▶ _TO BE DONE_
Give an exact copy of every line, leaving images out.
### DATASET EXCERPT
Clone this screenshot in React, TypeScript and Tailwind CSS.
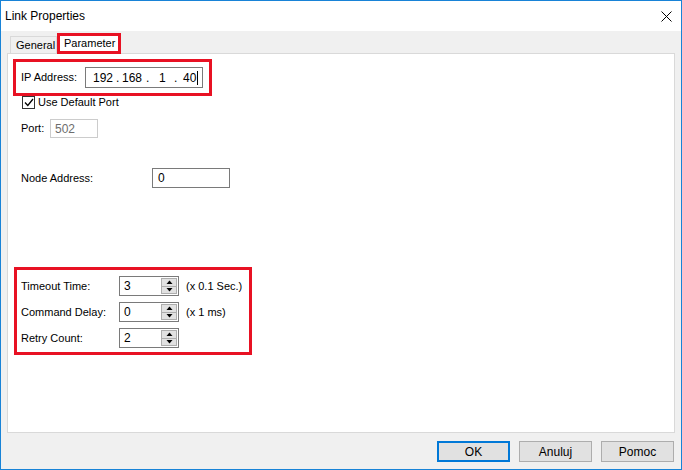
const ui = { fontFamily: '"Liberation Sans", Arial, sans-serif' }

function Spin({ value }: { value: string }) {
  return (
    <div className="flex h-[20px] w-[60px] border border-[#7a7a7a] bg-white">
      <div className="flex flex-1 items-center pl-[4px] text-[12px] text-black">{value}</div>
      <div className="my-[1px] mr-[1px] flex w-[16px] flex-col border border-[#adadad] bg-[#e1e1e1]">
        <div className="flex flex-1 items-center justify-center border-b border-[#adadad]">
          <svg width="7" height="4" viewBox="0 0 7 4">
            <path d="M0.5 4 L3.5 0.5 L6.5 4 Z" fill="#000" />
          </svg>
        </div>
        <div className="flex flex-1 items-center justify-center">
          <svg width="7" height="4" viewBox="0 0 7 4">
            <path d="M0.5 0 L3.5 3.5 L6.5 0 Z" fill="#000" />
          </svg>
        </div>
      </div>
    </div>
  )
}

function Btn({ label, primary }: { label: string; primary?: boolean }) {
  return (
    <div
      className={
        primary
          ? 'flex h-[21px] w-[73px] items-center justify-center border-2 border-[#0078d7] bg-[#e1e1e1] text-[12px] text-black'
          : 'flex h-[21px] w-[73px] items-center justify-center border border-[#adadad] bg-[#e1e1e1] text-[12px] text-black'
      }
    >
      {label}
    </div>
  )
}

export default function App() {
  return (
    <div className="flex h-[470px] w-[682px] flex-col border border-[#1883d7] bg-[#f0f0f0] text-[11px] text-black" style={ui}>
      <div className="flex h-[30px] items-center justify-between bg-white pl-[4px] pr-[9px]">
        <span className="text-[12px]">Link Properties</span>
        <svg width="11" height="11" viewBox="0 0 11 11">
          <path d="M0.5 0.5 L10.5 10.5 M10.5 0.5 L0.5 10.5" stroke="#000" strokeWidth="1" />
        </svg>
      </div>

      <div className="flex flex-1 flex-col px-[6px] pt-[1px]">
        <div className="flex h-[21px] items-end pl-[3px]">
          <div className="mb-[-1px] flex h-[18px] w-[47px] items-center border border-b-0 border-[#d9d9d9] bg-[#f0f0f0] pl-[5px]">
            General
          </div>
          <div className="relative z-10 mb-[-1px] flex h-[21px] w-[64px] items-center border-[3px] border-[#e81123] bg-white pl-[4px]">
            Parameter
          </div>
        </div>

        <div className="flex h-[380px] flex-col border border-[#d9d9d9] bg-white pl-[5px] pt-[5px]">
          <div className="flex h-[37px] w-[199px] items-center border-[3px] border-[#e81123] pl-[5px]">
            <span className="w-[64px]">IP Address:</span>
            <div className="flex h-[21px] w-[118px] items-center border border-[#7a7a7a] pl-[7px] text-[12px]">
              <span className="w-[23px]">192</span>
              <span className="w-[6px]">.</span>
              <span className="w-[24px]">168</span>
              <span className="w-[13px]">.</span>
              <span className="w-[15px]">1</span>
              <span className="w-[9px]">.</span>
              <span>40</span>
              <span className="ml-[1px] h-[14px] w-[1px] bg-black" />
            </div>
          </div>

          <div className="flex h-[13px] items-center pl-[9px]">
            <div className="flex h-[13px] w-[13px] items-center justify-center border border-[#333] bg-white">
              <svg width="10" height="9" viewBox="0 0 10 9">
                <path d="M1 4.5 L3.8 7.5 L9 1" fill="none" stroke="#000" strokeWidth="1.3" />
              </svg>
            </div>
            <span className="ml-[3px]">Use Default Port</span>
          </div>

          <div className="mt-[10px] flex h-[19px] items-center pl-[8px]">
            <span className="w-[29px]">Port:</span>
            <div className="flex h-[19px] w-[48px] items-center border border-[#cccccc] pl-[4px] text-[12px] text-[#6d6d6d]">
              502
            </div>
          </div>

          <div className="mt-[30px] flex h-[20px] items-center pl-[8px]">
            <span className="w-[131px]">Node Address:</span>
            <div className="flex h-[20px] w-[78px] items-center border border-[#7a7a7a] pl-[5px] text-[12px]">0</div>
          </div>

          <div className="ml-[1px] mt-[79px] flex h-[88px] w-[238px] flex-col gap-[6px] border-[3px] border-[#e81123] pl-[4px] pt-[6px]">
            <div className="flex items-center">
              <span className="w-[98px]">Timeout Time:</span>
              <Spin value="3" />
              <span className="ml-[7px]">(x 0.1 Sec.)</span>
            </div>
            <div className="flex items-center">
              <span className="w-[98px]">Command Delay:</span>
              <Spin value="0" />
              <span className="ml-[7px]">(x 1 ms)</span>
            </div>
            <div className="flex items-center">
              <span className="w-[98px]">Retry Count:</span>
              <Spin value="2" />
            </div>
          </div>
        </div>

        <div className="mt-[8px] flex justify-end gap-[9px] pr-[1px]">
          <Btn label="OK" primary />
          <Btn label="Anuluj" />
          <Btn label="Pomoc" />
        </div>
      </div>
    </div>
  )
}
######
▶ _FINAL ANSWER_
Clone this screenshot in React, TypeScript and Tailwind CSS.
const ui = { fontFamily: '"Liberation Sans", Arial, sans-serif' }

function Spin({ value }: { value: string }) {
  return (
    <div className="flex h-[20px] w-[60px] border border-[#7a7a7a] bg-white">
      <div className="flex flex-1 items-center pl-[4px] text-[12px] text-black">{value}</div>
      <div className="my-[1px] mr-[1px] flex w-[16px] flex-col border border-[#adadad] bg-[#e1e1e1]">
        <div className="flex flex-1 items-center justify-center border-b border-[#adadad]">
          <svg width="7" height="4" viewBox="0 0 7 4">
            <path d="M0.5 4 L3.5 0.5 L6.5 4 Z" fill="#000" />
          </svg>
        </div>
        <div className="flex flex-1 items-center justify-center">
          <svg width="7" height="4" viewBox="0 0 7 4">
            <path d="M0.5 0 L3.5 3.5 L6.5 0 Z" fill="#000" />
          </svg>
        </div>
      </div>
    </div>
  )
}

function Btn({ label, primary }: { label: string; primary?: boolean }) {
  return (
    <div
      className={
        primary
          ? 'flex h-[21px] w-[73px] items-center justify-center border-2 border-[#0078d7] bg-[#e1e1e1] text-[12px] text-black'
          : 'flex h-[21px] w-[73px] items-center justify-center border border-[#adadad] bg-[#e1e1e1] text-[12px] text-black'
      }
    >
      {label}
    </div>
  )
}

export default function App() {
  return (
    <div className="flex h-[470px] w-[682px] flex-col border border-[#1883d7] bg-[#f0f0f0] text-[11px] text-black" style={ui}>
      <div className="flex h-[30px] items-center justify-between bg-white pl-[4px] pr-[9px]">
        <span className="text-[12px]">Link Properties</span>
        <svg width="11" height="11" viewBox="0 0 11 11">
          <path d="M0.5 0.5 L10.5 10.5 M10.5 0.5 L0.5 10.5" stroke="#000" strokeWidth="1" />
        </svg>
      </div>

      <div className="flex flex-1 flex-col px-[6px] pt-[1px]">
        <div className="flex h-[21px] items-end pl-[3px]">
          <div className="mb-[-1px] flex h-[18px] w-[47px] items-center border border-b-0 border-[#d9d9d9] bg-[#f0f0f0] pl-[5px]">
            General
          </div>
          <div className="relative z-10 mb-[-1px] flex h-[21px] w-[64px] items-center border-[3px] border-[#e81123] bg-white pl-[4px]">
            Parameter
          </div>
        </div>

        <div className="flex h-[380px] flex-col border border-[#d9d9d9] bg-white pl-[5px] pt-[5px]">
          <div className="flex h-[37px] w-[199px] items-center border-[3px] border-[#e81123] pl-[5px]">
            <span className="w-[64px]">IP Address:</span>
            <div className="flex h-[21px] w-[118px] items-center border border-[#7a7a7a] pl-[7px] text-[12px]">
              <span className="w-[23px]">192</span>
              <span className="w-[6px]">.</span>
              <span className="w-[24px]">168</span>
              <span className="w-[13px]">.</span>
              <span className="w-[15px]">1</span>
              <span className="w-[9px]">.</span>
              <span>40</span>
              <span className="ml-[1px] h-[14px] w-[1px] bg-black" />
            </div>
          </div>

          <div className="flex h-[13px] items-center pl-[9px]">
            <div className="flex h-[13px] w-[13px] items-center justify-center border border-[#333] bg-white">
              <svg width="10" height="9" viewBox="0 0 10 9">
                <path d="M1 4.5 L3.8 7.5 L9 1" fill="none" stroke="#000" strokeWidth="1.3" />
              </svg>
            </div>
            <span className="ml-[3px]">Use Default Port</span>
          </div>

          <div className="mt-[10px] flex h-[19px] items-center pl-[8px]">
            <span className="w-[29px]">Port:</span>
            <div className="flex h-[19px] w-[48px] items-center border border-[#cccccc] pl-[4px] text-[12px] text-[#6d6d6d]">
              502
            </div>
          </div>

          <div className="mt-[30px] flex h-[20px] items-center pl-[8px]">
            <span className="w-[131px]">Node Address:</span>
            <div className="flex h-[20px] w-[78px] items-center border border-[#7a7a7a] pl-[5px] text-[12px]">0</div>
          </div>

          <div className="ml-[1px] mt-[79px] flex h-[88px] w-[238px] flex-col gap-[6px] border-[3px] border-[#e81123] pl-[4px] pt-[6px]">
            <div className="flex items-center">
              <span className="w-[98px]">Timeout Time:</span>
              <Spin value="3" />
              <span className="ml-[7px]">(x 0.1 Sec.)</span>
            </div>
            <div className="flex items-center">
              <span className="w-[98px]">Command Delay:</span>
              <Spin value="0" />
              <span className="ml-[7px]">(x 1 ms)</span>
            </div>
            <div className="flex items-center">
              <span className="w-[98px]">Retry Count:</span>
              <Spin value="2" />
            </div>
          </div>
        </div>

        <div className="mt-[8px] flex justify-end gap-[9px] pr-[1px]">
          <Btn label="OK" primary />
          <Btn label="Anuluj" />
          <Btn label="Pomoc" />
        </div>
      </div>
    </div>
  )
}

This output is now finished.